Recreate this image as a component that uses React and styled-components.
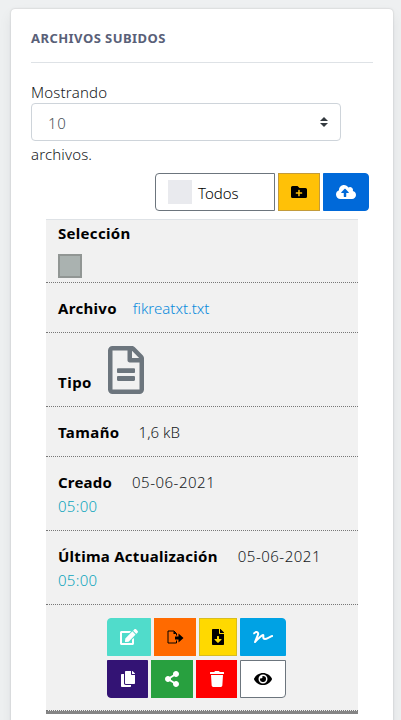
import React from "react";
import styled, { createGlobalStyle } from "styled-components";
import {
  FaFolderPlus,
  FaCloudUploadAlt,
  FaRegFileAlt,
  FaEdit,
  FaFileDownload,
  FaSignature,
  FaCopy,
  FaShareAlt,
  FaTrash,
  FaEye,
} from "react-icons/fa";

const GlobalStyle = createGlobalStyle`
  *, *::before, *::after { box-sizing: border-box; }
  body {
    margin: 0;
    background: #eef0f1;
    color: #16191c;
    font: 300 15px/24px "Noto Sans", "Open Sans", sans-serif;
    overflow: hidden;
  }
`;

const Page = styled.main`
  height: 720px;
  padding: 9px 8px 0 11px;
  overflow: hidden;
`;

const Card = styled.section`
  height: 740px;
  padding: 17px 20px 0;
  background: #fff;
  border-radius: 4px;
  box-shadow: 0 0 2px rgba(0, 0, 0, 0.22), 0 6px 14px rgba(8, 10, 37, 0.07);
`;

const Title = styled.h5`
  margin: 0;
  height: 37px;
  border-bottom: 1px solid #dee2e6;
  color: #596078;
  font-size: 13px;
  font-weight: 700;
  line-height: 24px;
`;

const Text = styled.span`
  display: inline-block;
  white-space: nowrap;
  letter-spacing: ${(p) => p.$track || 0}px;
`;

const Length = styled.div`
  display: flex;
  flex-direction: column;
  align-items: flex-start;
  padding-top: 17px;
`;

const Select = styled.div`
  display: flex;
  align-items: center;
  justify-content: space-between;
  width: 310px;
  height: 38px;
  margin: -1px 0 1px;
  padding: 1px 12px 0 16px;
  border: 1px solid #ced4da;
  border-radius: 4px;
  color: #495057;

  svg {
    margin-top: -1px;
  }
`;

const Toolbar = styled.div`
  display: flex;
  justify-content: flex-end;
  gap: 3px;
  margin: 7px 4px 8px 0;
`;

const Button = styled.button`
  display: flex;
  align-items: center;
  justify-content: center;
  width: ${(p) => p.$width}px;
  height: 38px;
  padding: 0;
  border: 1px solid ${(p) => p.$border || p.$bg};
  border-radius: ${(p) => p.$radius || 0};
  background: ${(p) => p.$bg};
  color: ${(p) => p.$color || "#000"};
  font: inherit;
`;

const AllButton = styled(Button)`
  justify-content: flex-start;
  gap: 6px;
  padding-left: 12px;

  ${Text} {
    padding-top: 2px;
  }
`;

const Swatch = styled.span`
  width: 24px;
  height: 24px;
  background: #e9eaee;
`;

const List = styled.div`
  width: 312px;
  margin-left: 15px;
  background: #f1f1f1;
  border-top: 1px solid #dee2e6;
  border-bottom: 3px solid #858585;
`;

const Row = styled.div`
  height: ${(p) => p.$height}px;
  padding: ${(p) => (p.$top === undefined ? 13 : p.$top)}px 12px 0;
  border-bottom: 1px dotted #777;
`;

const Line = styled.div`
  display: flex;
  align-items: center;
  gap: ${(p) => p.$gap || 0}px;
`;

const Label = styled(Text)`
  color: #000;
  font-weight: 700;
`;

const IconLine = styled(Line)`
  align-items: flex-end;

  svg {
    margin-bottom: 2px;
  }

  ${Label} {
    margin-bottom: 2px;
  }
`;

const Link = styled(Text).attrs({ as: "a" })`
  color: #0a8bdc;
`;

const Time = styled(Text)`
  color: #0ca5bc;
`;

const Checkbox = styled.div`
  width: 24px;
  height: 24px;
  margin-top: 9px;
  border: 2px solid #919694;
  background: #aab2b0;
`;

const Actions = styled.div`
  display: flex;
  flex-direction: column;
  align-items: flex-start;
  gap: 4px;
  height: 106px;
  padding: 13px 0 0 61px;
  border-bottom: 1px dotted #777;
`;

const ActionGroup = styled.div`
  display: flex;
  gap: 3px;
`;

const FileExportIcon = () => (
  <svg width="17" height="16" viewBox="0 0 17 16" fill="none">
    <path d="M9.500 11.500v2.500h-8.500v-12h6l2.500 2.500v2" stroke="#000" />
    <path d="M6.500 2v3h3z" fill="#000" />
    <path d="M8 7.500h3.500V4.500l5 4.500-5 4.500v-3H8z" fill="#000" />
  </svg>
);

const SortIcon = () => (
  <svg width="8" height="10" viewBox="0 0 4 5">
    <path fill="#343a40" d="M2 0L0 2h4zm0 5L0 3h4z" />
  </svg>
);

export default function App() {
  return (
    <>
      <GlobalStyle />
      <Page>
        <Card>
          <Title>
            <Text $track={0.45}>ARCHIVOS SUBIDOS</Text>
          </Title>
          <Length>
            <Text $track={0.2}>Mostrando</Text>
            <Select>
              <Text $track={0.8}>10</Text>
              <SortIcon />
            </Select>
            <Text $track={0.15}>archivos.</Text>
          </Length>
          <Toolbar>
            <AllButton $width={120} $bg="#fff" $border="#6c757d" $radius="4px 0 0 4px">
              <Swatch />
              <Text>Todos</Text>
            </AllButton>
            <Button $width={42} $bg="#ffc107" $border="#c39b3b">
              <FaFolderPlus size={16} />
            </Button>
            <Button $width={46} $bg="#0069d9" $color="#fff" $radius="0 4px 4px 0">
              <FaCloudUploadAlt size={20} />
            </Button>
          </Toolbar>
          <List>
            <Row $height={63} $top={1}>
              <Label $track={0.3}>Selección</Label>
              <Checkbox />
            </Row>
            <Row $height={50}>
              <Line $gap={16}>
                <Label $track={0.3}>Archivo</Label>
                <Link>fikreatxt.txt</Link>
              </Line>
            </Row>
            <Row $height={74}>
              <IconLine $gap={10}>
                <Label $track={0.5}>Tipo</Label>
                <FaRegFileAlt size={48} color="#6c757d" />
              </IconLine>
            </Row>
            <Row $height={50}>
              <Line $gap={19}>
                <Label $track={0.4}>Tamaño</Label>
                <Text>1,6 kB</Text>
              </Line>
            </Row>
            <Row $height={74}>
              <Line $gap={20}>
                <Label $track={0.2}>Creado</Label>
                <Text $track={0.5}>05-06-2021</Text>
              </Line>
              <Time $track={0.3}>05:00</Time>
            </Row>
            <Row $height={74}>
              <Line $gap={20}>
                <Label $track={0.27}>Última Actualización</Label>
                <Text $track={0.5}>05-06-2021</Text>
              </Line>
              <Time $track={0.3}>05:00</Time>
            </Row>
            <Actions>
              <ActionGroup>
                <Button $width={44} $bg="#50dccb" $color="#fff" $radius="4px 0 0 0">
                  <FaEdit size={18} />
                </Button>
                <Button $width={42} $bg="#ff6a00">
                  <FileExportIcon />
                </Button>
                <Button $width={38} $bg="#ffd900" $border="#d8bd20">
                  <FaFileDownload size={16} />
                </Button>
                <Button $width={46} $bg="#00a2e4" $color="#fff" $radius="0 4px 0 0">
                  <FaSignature size={20} />
                </Button>
              </ActionGroup>
              <ActionGroup>
                <Button $width={41} $bg="#331374" $color="#fff" $radius="0 0 0 4px">
                  <FaCopy size={16} />
                </Button>
                <Button $width={42} $bg="#28a03f" $color="#fff">
                  <FaShareAlt size={16} />
                </Button>
                <Button $width={41} $bg="#ff0000" $color="#fff">
                  <FaTrash size={16} />
                </Button>
                <Button $width={46} $bg="#fff" $border="#6c757d" $radius="0 0 4px 0">
                  <FaEye size={18} />
                </Button>
              </ActionGroup>
            </Actions>
          </List>
        </Card>
      </Page>
    </>
  );
}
....
Return each line of the data, keeping its wording exact and omitting pictures.

Recreate this image as a component that uses React and styled-components.
import React from "react";
import styled, { createGlobalStyle } from "styled-components";
import {
  FaFolderPlus,
  FaCloudUploadAlt,
  FaRegFileAlt,
  FaEdit,
  FaFileDownload,
  FaSignature,
  FaCopy,
  FaShareAlt,
  FaTrash,
  FaEye,
} from "react-icons/fa";

const GlobalStyle = createGlobalStyle`
  *, *::before, *::after { box-sizing: border-box; }
  body {
    margin: 0;
    background: #eef0f1;
    color: #16191c;
    font: 300 15px/24px "Noto Sans", "Open Sans", sans-serif;
    overflow: hidden;
  }
`;

const Page = styled.main`
  height: 720px;
  padding: 9px 8px 0 11px;
  overflow: hidden;
`;

const Card = styled.section`
  height: 740px;
  padding: 17px 20px 0;
  background: #fff;
  border-radius: 4px;
  box-shadow: 0 0 2px rgba(0, 0, 0, 0.22), 0 6px 14px rgba(8, 10, 37, 0.07);
`;

const Title = styled.h5`
  margin: 0;
  height: 37px;
  border-bottom: 1px solid #dee2e6;
  color: #596078;
  font-size: 13px;
  font-weight: 700;
  line-height: 24px;
`;

const Text = styled.span`
  display: inline-block;
  white-space: nowrap;
  letter-spacing: ${(p) => p.$track || 0}px;
`;

const Length = styled.div`
  display: flex;
  flex-direction: column;
  align-items: flex-start;
  padding-top: 17px;
`;

const Select = styled.div`
  display: flex;
  align-items: center;
  justify-content: space-between;
  width: 310px;
  height: 38px;
  margin: -1px 0 1px;
  padding: 1px 12px 0 16px;
  border: 1px solid #ced4da;
  border-radius: 4px;
  color: #495057;

  svg {
    margin-top: -1px;
  }
`;

const Toolbar = styled.div`
  display: flex;
  justify-content: flex-end;
  gap: 3px;
  margin: 7px 4px 8px 0;
`;

const Button = styled.button`
  display: flex;
  align-items: center;
  justify-content: center;
  width: ${(p) => p.$width}px;
  height: 38px;
  padding: 0;
  border: 1px solid ${(p) => p.$border || p.$bg};
  border-radius: ${(p) => p.$radius || 0};
  background: ${(p) => p.$bg};
  color: ${(p) => p.$color || "#000"};
  font: inherit;
`;

const AllButton = styled(Button)`
  justify-content: flex-start;
  gap: 6px;
  padding-left: 12px;

  ${Text} {
    padding-top: 2px;
  }
`;

const Swatch = styled.span`
  width: 24px;
  height: 24px;
  background: #e9eaee;
`;

const List = styled.div`
  width: 312px;
  margin-left: 15px;
  background: #f1f1f1;
  border-top: 1px solid #dee2e6;
  border-bottom: 3px solid #858585;
`;

const Row = styled.div`
  height: ${(p) => p.$height}px;
  padding: ${(p) => (p.$top === undefined ? 13 : p.$top)}px 12px 0;
  border-bottom: 1px dotted #777;
`;

const Line = styled.div`
  display: flex;
  align-items: center;
  gap: ${(p) => p.$gap || 0}px;
`;

const Label = styled(Text)`
  color: #000;
  font-weight: 700;
`;

const IconLine = styled(Line)`
  align-items: flex-end;

  svg {
    margin-bottom: 2px;
  }

  ${Label} {
    margin-bottom: 2px;
  }
`;

const Link = styled(Text).attrs({ as: "a" })`
  color: #0a8bdc;
`;

const Time = styled(Text)`
  color: #0ca5bc;
`;

const Checkbox = styled.div`
  width: 24px;
  height: 24px;
  margin-top: 9px;
  border: 2px solid #919694;
  background: #aab2b0;
`;

const Actions = styled.div`
  display: flex;
  flex-direction: column;
  align-items: flex-start;
  gap: 4px;
  height: 106px;
  padding: 13px 0 0 61px;
  border-bottom: 1px dotted #777;
`;

const ActionGroup = styled.div`
  display: flex;
  gap: 3px;
`;

const FileExportIcon = () => (
  <svg width="17" height="16" viewBox="0 0 17 16" fill="none">
    <path d="M9.500 11.500v2.500h-8.500v-12h6l2.500 2.500v2" stroke="#000" />
    <path d="M6.500 2v3h3z" fill="#000" />
    <path d="M8 7.500h3.500V4.500l5 4.500-5 4.500v-3H8z" fill="#000" />
  </svg>
);

const SortIcon = () => (
  <svg width="8" height="10" viewBox="0 0 4 5">
    <path fill="#343a40" d="M2 0L0 2h4zm0 5L0 3h4z" />
  </svg>
);

export default function App() {
  return (
    <>
      <GlobalStyle />
      <Page>
        <Card>
          <Title>
            <Text $track={0.45}>ARCHIVOS SUBIDOS</Text>
          </Title>
          <Length>
            <Text $track={0.2}>Mostrando</Text>
            <Select>
              <Text $track={0.8}>10</Text>
              <SortIcon />
            </Select>
            <Text $track={0.15}>archivos.</Text>
          </Length>
          <Toolbar>
            <AllButton $width={120} $bg="#fff" $border="#6c757d" $radius="4px 0 0 4px">
              <Swatch />
              <Text>Todos</Text>
            </AllButton>
            <Button $width={42} $bg="#ffc107" $border="#c39b3b">
              <FaFolderPlus size={16} />
            </Button>
            <Button $width={46} $bg="#0069d9" $color="#fff" $radius="0 4px 4px 0">
              <FaCloudUploadAlt size={20} />
            </Button>
          </Toolbar>
          <List>
            <Row $height={63} $top={1}>
              <Label $track={0.3}>Selección</Label>
              <Checkbox />
            </Row>
            <Row $height={50}>
              <Line $gap={16}>
                <Label $track={0.3}>Archivo</Label>
                <Link>fikreatxt.txt</Link>
              </Line>
            </Row>
            <Row $height={74}>
              <IconLine $gap={10}>
                <Label $track={0.5}>Tipo</Label>
                <FaRegFileAlt size={48} color="#6c757d" />
              </IconLine>
            </Row>
            <Row $height={50}>
              <Line $gap={19}>
                <Label $track={0.4}>Tamaño</Label>
                <Text>1,6 kB</Text>
              </Line>
            </Row>
            <Row $height={74}>
              <Line $gap={20}>
                <Label $track={0.2}>Creado</Label>
                <Text $track={0.5}>05-06-2021</Text>
              </Line>
              <Time $track={0.3}>05:00</Time>
            </Row>
            <Row $height={74}>
              <Line $gap={20}>
                <Label $track={0.27}>Última Actualización</Label>
                <Text $track={0.5}>05-06-2021</Text>
              </Line>
              <Time $track={0.3}>05:00</Time>
            </Row>
            <Actions>
              <ActionGroup>
                <Button $width={44} $bg="#50dccb" $color="#fff" $radius="4px 0 0 0">
                  <FaEdit size={18} />
                </Button>
                <Button $width={42} $bg="#ff6a00">
                  <FileExportIcon />
                </Button>
                <Button $width={38} $bg="#ffd900" $border="#d8bd20">
                  <FaFileDownload size={16} />
                </Button>
                <Button $width={46} $bg="#00a2e4" $color="#fff" $radius="0 4px 0 0">
                  <FaSignature size={20} />
                </Button>
              </ActionGroup>
              <ActionGroup>
                <Button $width={41} $bg="#331374" $color="#fff" $radius="0 0 0 4px">
                  <FaCopy size={16} />
                </Button>
                <Button $width={42} $bg="#28a03f" $color="#fff">
                  <FaShareAlt size={16} />
                </Button>
                <Button $width={41} $bg="#ff0000" $color="#fff">
                  <FaTrash size={16} />
                </Button>
                <Button $width={46} $bg="#fff" $border="#6c757d" $radius="0 0 4px 0">
                  <FaEye size={18} />
                </Button>
              </ActionGroup>
            </Actions>
          </List>
        </Card>
      </Page>
    </>
  );
}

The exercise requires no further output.